Tales of strange, nocturnal people haunt the region—and so do theories about who they were, from a lost Welsh "tribe" to aliens.

“The legend of the moon-eyed people is not a major part of the Cherokee history and culture,” park manager Stewart confirms.

But white colonists were fascinated by the legend and speculated about who the moon-eyed people could have been. Some believed they were possibly descendants of a fabled community of albino people who were said to have lived in what is now Panama. Others adhered to the idea that the moon-eyed were actually descendants of the mythical 12th-century Welsh prince Madoc ab Owain Gwynedd, who allegedly landed in the Americas near what’s now Mobile, Alabama.
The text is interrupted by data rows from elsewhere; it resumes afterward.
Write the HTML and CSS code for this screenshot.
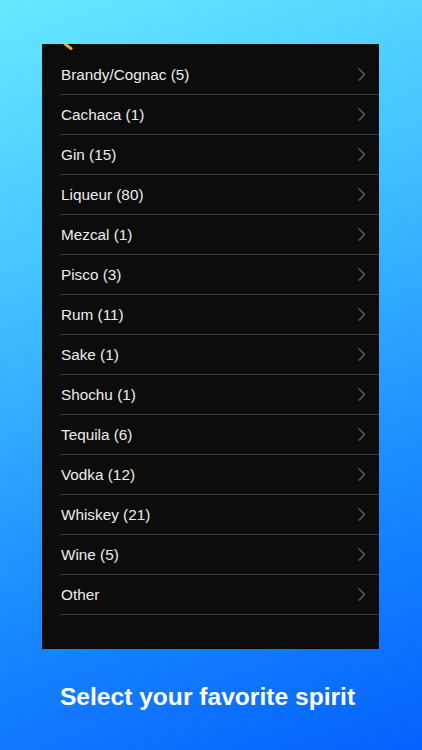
FILE: index.html
```html
<!DOCTYPE html>
<html lang="en">
  <head>
    <meta charset="UTF-8" />
    <meta name="viewport" content="width=device-width, initial-scale=1.0" />
    <title>Spirits</title>
    <link rel="stylesheet" href="styles.css">
  </head>

  <body>
    <div class="screen">
      <div class="phone">
        <svg class="back_tick" width="12" height="8" viewBox="0 0 12 8">
          <path d="M3 0 L9 4.5" stroke="#f5a623" stroke-width="3" stroke-linecap="round" fill="none" />
        </svg>
        <ul class="list">
          <li>Brandy/Cognac (5)</li>
          <li>Cachaca (1)</li>
          <li>Gin (15)</li>
          <li>Liqueur (80)</li>
          <li>Mezcal (1)</li>
          <li>Pisco (3)</li>
          <li>Rum (11)</li>
          <li>Sake (1)</li>
          <li>Shochu (1)</li>
          <li>Tequila (6)</li>
          <li>Vodka (12)</li>
          <li>Whiskey (21)</li>
          <li>Wine (5)</li>
          <li>Other</li>
        </ul>
      </div>
      <h1 class="caption">Select your favorite spirit</h1>
    </div>
    <script>
      // add the grey chevron to every row
      var rows = document.querySelectorAll(".list li");
      for (var i = 0; i < rows.length; i++) {
        var label = document.createElement("span");
        label.className = "label";
        label.textContent = rows[i].textContent;
        rows[i].textContent = "";
        rows[i].appendChild(label);
        rows[i].insertAdjacentHTML(
          "beforeend",
          '<svg class="chev" width="8" height="13" viewBox="0 0 8 13"><path d="M1.2 1 L6.6 6.5 L1.2 12" stroke="#5c5c60" stroke-width="1.4" fill="none" stroke-linecap="round" stroke-linejoin="round"/></svg>'
        );
      }
    </script>
  </body>
</html>
```

FILE: styles.css
```css
* {
  margin: 0;
  padding: 0;
  box-sizing: border-box;
}

html,
body {
  width: 422px;
  height: 750px;
  overflow: hidden;
}

body {
  font-family: "Liberation Sans", Arial, sans-serif;
  background: linear-gradient(160deg, #66e8ff 0%, #45c6fe 30%, #1a88ff 70%, #0462ff 100%);
}

.screen {
  padding-top: 44px;
}

.phone {
  position: relative;
  width: 337px;
  height: 605px;
  margin-left: 42px;
  padding-top: 11px;
  background-color: #0c0c0c;
}

.back_tick {
  position: absolute;
  top: 0;
  left: 20px;
}

li {
  list-style-type: none;
}

.list li {
  display: flex;
  align-items: center;
  justify-content: space-between;
  height: 40px;
  margin-left: 18px;
  padding: 0 13px 0 1px;
  border-bottom: 1px solid #38383a;
  color: #ececec;
  font-size: 15.3px;
}

.chev {
  display: block;
}

.caption {
  margin-top: 34px;
  padding-right: 7px;
  text-align: center;
  color: #fff;
  font-weight: bold;
  font-size: 24.6px;
}
```
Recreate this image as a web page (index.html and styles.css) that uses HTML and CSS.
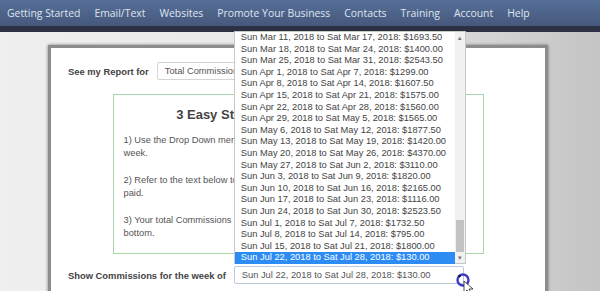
FILE: index.html
```html
<!DOCTYPE html>
<html lang="en">
<head>
  <meta charset="UTF-8">
  <title>Commissions Report</title>
  <link rel="stylesheet" href="styles.css">
</head>
<body>

  <nav class="topnav">
    <a href="#">Getting Started</a>
    <a href="#">Email/Text</a>
    <a href="#">Websites</a>
    <a href="#">Promote Your Business</a>
    <a href="#">Contacts</a>
    <a href="#">Training</a>
    <a href="#">Account</a>
    <a href="#">Help</a>
  </nav>

  <div class="card">
    <div class="row report-row">
      <label>See my Report for</label>
      <div class="fake-select report-select">Total Commissions</div>
    </div>

    <div class="steps">
      <h3>3 Easy Steps to See Your Commissions</h3>
      <p>1) Use the Drop Down menu at the bottom to pick a<br>week.</p>
      <p>2) Refer to the text below to see how much you were<br>paid.</p>
      <p>3) Your total Commissions for the week are at the<br>bottom.</p>
    </div>

    <div class="row week-row">
      <label>Show Commissions for the week of</label>
      <div class="week-wrap">
        <div class="listbox">
          <ul class="options">
            <li>Sun Mar 11, 2018 to Sat Mar 17, 2018: $1693.50</li>
            <li>Sun Mar 18, 2018 to Sat Mar 24, 2018: $1400.00</li>
            <li>Sun Mar 25, 2018 to Sat Mar 31, 2018: $2543.50</li>
            <li>Sun Apr 1, 2018 to Sat Apr 7, 2018: $1299.00</li>
            <li>Sun Apr 8, 2018 to Sat Apr 14, 2018: $1607.50</li>
            <li>Sun Apr 15, 2018 to Sat Apr 21, 2018: $1575.00</li>
            <li>Sun Apr 22, 2018 to Sat Apr 28, 2018: $1560.00</li>
            <li>Sun Apr 29, 2018 to Sat May 5, 2018: $1565.00</li>
            <li>Sun May 6, 2018 to Sat May 12, 2018: $1877.50</li>
            <li>Sun May 13, 2018 to Sat May 19, 2018: $1420.00</li>
            <li>Sun May 20, 2018 to Sat May 26, 2018: $4370.00</li>
            <li>Sun May 27, 2018 to Sat Jun 2, 2018: $3110.00</li>
            <li>Sun Jun 3, 2018 to Sat Jun 9, 2018: $1820.00</li>
            <li>Sun Jun 10, 2018 to Sat Jun 16, 2018: $2165.00</li>
            <li>Sun Jun 17, 2018 to Sat Jun 23, 2018: $1116.00</li>
            <li>Sun Jun 24, 2018 to Sat Jun 30, 2018: $2523.50</li>
            <li>Sun Jul 1, 2018 to Sat Jul 7, 2018: $1732.50</li>
            <li>Sun Jul 8, 2018 to Sat Jul 14, 2018: $795.00</li>
            <li>Sun Jul 15, 2018 to Sat Jul 21, 2018: $1800.00</li>
            <li class="selected">Sun Jul 22, 2018 to Sat Jul 28, 2018: $130.00</li>
          </ul>
          <div class="scrollbar">
            <span class="arrow">&#9652;</span>
            <span class="thumb"></span>
            <span class="arrow">&#9662;</span>
          </div>
        </div>
        <div class="fake-select week-select">Sun Jul 22, 2018 to Sat Jul 28, 2018: $130.00</div>
        <svg class="cursor" width="22" height="22" viewBox="0 0 22 22">
          <circle cx="7" cy="7" r="5.5" fill="none" stroke="#3b3bc8" stroke-width="2.4"/>
          <circle cx="3.5" cy="3" r="1.2" fill="#111"/>
          <path d="M8 8 L8 20 L11 17 L13.5 21.5 L15.5 20.5 L13 16 L17 16 Z" fill="#fff" stroke="#222" stroke-width="0.8"/>
        </svg>
      </div>
    </div>
  </div>

</body>
</html>
```

FILE: styles.css
```css
body {
  margin: 0;
  height: 291px;
  overflow: hidden;
  font-family: "Liberation Sans", Arial, sans-serif;
  background: linear-gradient(to right, #efefef 0%, #e6e6e6 60%, #c4c4c4 100%);
}
.topnav {
  display: flex;
  gap: 14px;
  align-items: center;
  height: 26px;
  padding-left: 7px;
  background: linear-gradient(#566f98, #46587c);
  border-bottom: 6px solid #2b3042;
}
.topnav a {
  font-family: "Open Sans", sans-serif;
  font-size: 10.4px;
  color: #dfe5ef;
  text-decoration: none;
  white-space: nowrap;
}
.card {
  width: 500px;
  height: 260px;
  margin: 13px 0 0 48px;
  background: #fff;
  border: 3px solid #8c8c8c;
  box-shadow: 0 0 3px #777;
  padding-top: 14px;
  box-sizing: border-box;
}
.row {
  display: flex;
  align-items: center;
}
.row label {
  font-size: 9.4px;
  font-weight: bold;
  color: #444;
  margin-left: 17px;
}
.fake-select {
  font-size: 9.3px;
  color: #555;
  background: #fff;
  border: 1px solid #d4d4d4;
  border-radius: 2px;
  height: 18px;
  line-height: 16px;
  padding-left: 7px;
  box-sizing: border-box;
  white-space: nowrap;
}
.report-select {
  margin-left: 8px;
  width: 130px;
}
.steps {
  width: 371px;
  height: 160px;
  margin: 14px auto 0;
  border: 1px solid #a9d3a9;
  box-sizing: border-box;
  padding: 12px 10px 0;
}
.steps h3 {
  margin: 0 0 12px;
  font-size: 13px;
  text-align: center;
  color: #444;
  white-space: nowrap;
}
.steps p {
  margin: 0 0 14px;
  font-size: 9.3px;
  line-height: 13px;
  color: #555;
}
.week-row {
  margin-top: 12px;
}
.week-row label {
  margin-right: 8px;
}
.week-wrap {
  position: relative;
}
.week-select {
  width: 230px;
  border-color: #b9cbe2;
}
.listbox {
  position: absolute;
  left: 0;
  bottom: 20px;
  width: 232px;
  height: 233px;
  display: flex;
  background: #fff;
  border: 1px solid #c8c8c8;
  box-sizing: border-box;
}
.options {
  list-style: none;
  margin: 0;
  padding: 0;
  flex: 1;
}
.options li {
  font-size: 9.3px;
  height: 11.6px;
  line-height: 11.6px;
  padding-left: 6px;
  color: #444;
  white-space: nowrap;
}
.options li.selected {
  background: #2c8cf4;
  color: #fff;
}
.scrollbar {
  width: 10px;
  background: #f1f1f1;
  display: flex;
  flex-direction: column;
  align-items: center;
}
.scrollbar .arrow {
  font-size: 7px;
  color: #777;
  height: 11px;
  line-height: 11px;
}
.scrollbar .thumb {
  width: 8px;
  height: 32px;
  margin-top: auto;
  background: #c3c3c3;
}
.cursor {
  position: absolute;
  left: 222px;
  top: 7px;
}
```
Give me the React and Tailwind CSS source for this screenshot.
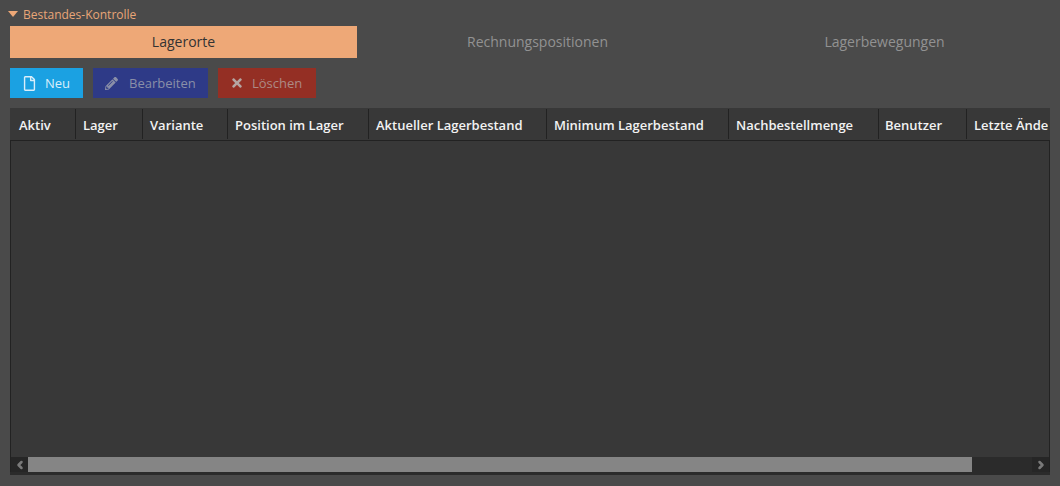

For example, in 1801 John Sevier, the first governor of Tennessee, related a tale of a war between the Cherokee and white people who had lived there before them, which he claimed was told to him by the great Cherokee leader Chief Oconostota. “At length the whites proposed to the Indians, that if they would exchange prisoners, and cease hostilities, they would leave the country, and never more return,” the chief reportedly said. Also part of the tale: A Cherokee elder named Pey possessed part of an old book from a descendent “of the Welsh tribe.” Sevier said that he had searched for the book but discovered it had been destroyed—conveniently—in a fire.

Tales of Madoc’s “Welsh Indians” had captured the imagination of jingoistic colonialists since Elizabethan times, because their purported existence meant that North America had been “claimed” for the English long before Columbus arrived in 1492. Thomas Jefferson was a firm believer in them and encouraged Lewis and Clark to search for them during their trek westward (they found none).

There were Welsh people living in Appalachia when the moon-eyed people stories began circulating, however. In the 18th century, Welsh settlers came to the region to mine its mineral-rich mountains, leading to tensions with the Cherokee, whose land they were plundering.

“They called the Welsh ‘moon-eyed people,’ not because they were small, white skinned, and the men bearded, but because they lived underground and could see well in the dark,” Peter Stevenson wrote in the 2019 book The Moon-Eyed People: Folk Tales from Welsh America.

While this version of the story may explain the Welsh connection to the legend, it’s at odds with the stories in Lossiah’s Secrets and Mysteries of the Cherokee Little People. Here, the moon-eyed people are not pale; they have the same complexion as the Cherokee. In Lossiah’s version, the “little people” can be hospitable or sneaky and treacherous, and they’re particularly vengeful when mocked or betrayed, traits that parallel European trickster elves and gnomes.